Tell me how you came to make the beautiful piece at the King of Hearts which combines the European alphabet and the most beautiful Arabic script?



I was asked to produce a piece for an exhibition which was to tour the country for two years. This was the year that the fatwa against Salman Rushdie was declared and the horror of the fatwa really struck me, not least because I was reading Sufi stories on religious tolerance at the time. I had a friend, Ali, who was a student at Norwich School of Art, and we discussed the choice of a story which I could illustrate. We went away to read the stories of Idris Shah – Ali in Persian, and me in Latin translation. When we met later to compare notes, we found we had both chosen the same story! I struggled for weeks to find a way of giving it a visual form and was becoming more and more frustrated by the problem which seemed insurmountable. One morning I woke up and as though from a slide projector, on the wall opposite my bed I saw a shape – the main shape for the piece I made – the shape of the letters A U I S . In Arabic they mean ‘Take notice!’ or ‘Hey!’ or ‘Oi!’ etc.
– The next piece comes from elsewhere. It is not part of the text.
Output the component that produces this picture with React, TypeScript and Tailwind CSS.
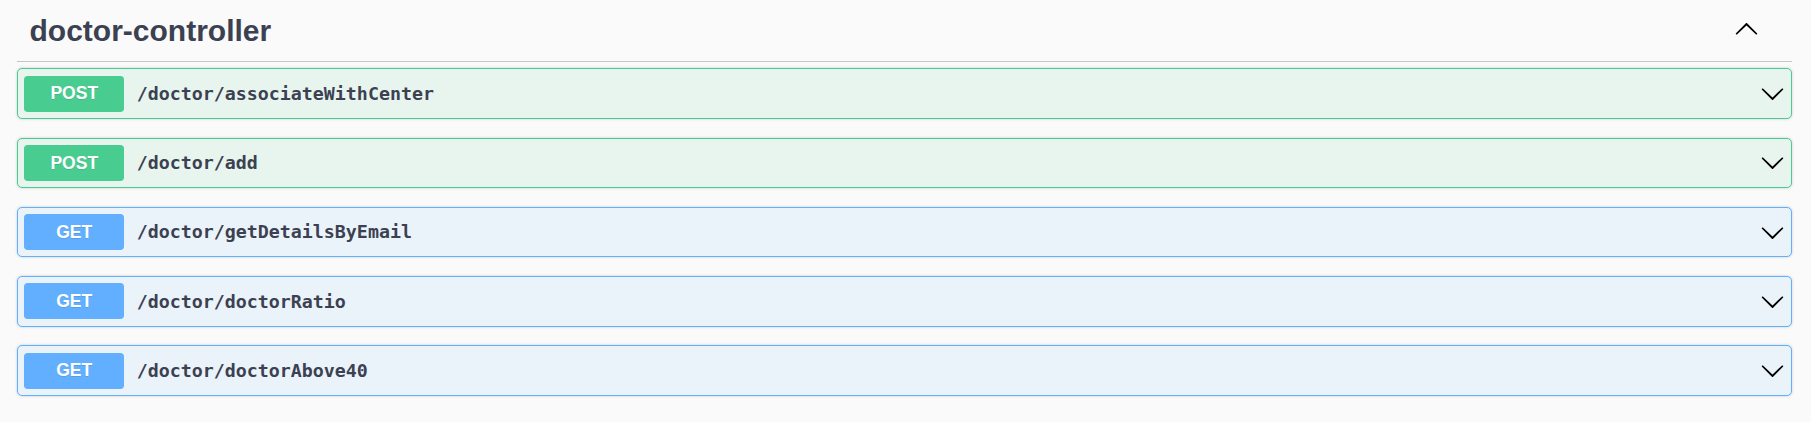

The story tells how four men are arguing about how to spend the last of their money. A fifth man passes by. He is a translator – the word translator in Persian means literally ‘friend of languages’). Having listened to their argument, he says ‘Give me your money and I will make you all happy.’ He comes back with four bunches of grapes. All four men are delighted. The Sufi master (for, of course, the translator is a Sufi master) explains that although they had been unable to agree among themselves it was only because they had not understood each other – they had all been looking for the same thing though they called it by different names. The Persian had wanted angur, the Turk had wanted uzum, the Arab had asked for inab, and the Greek had demanded stafil. Everyone looks for something appropriate to each stage of their development the master told them. What they then needed was sustenance – the grapes. Later when they were ready, it would be the wine of life – which we all need.

Ali had been going to lay out the design for me, but he was away and I had to do it myself. It was then that the miracle of the letters which I had conjured up on my bedroom wall came home to me. For together the letters spell the word which means ‘Take notice’. And individually they are the initial letters of the words for grapes in the four languages in the story. It was the overall message of understanding and common need which I had wanted the piece to show. The serendipitous coming together of meaning and form enabled the telling of an old story to draw attention to a new one. So the work was made as a tribute and I hoped a comfort for Salman Rushdie at a time when his story was on everyone’s mind.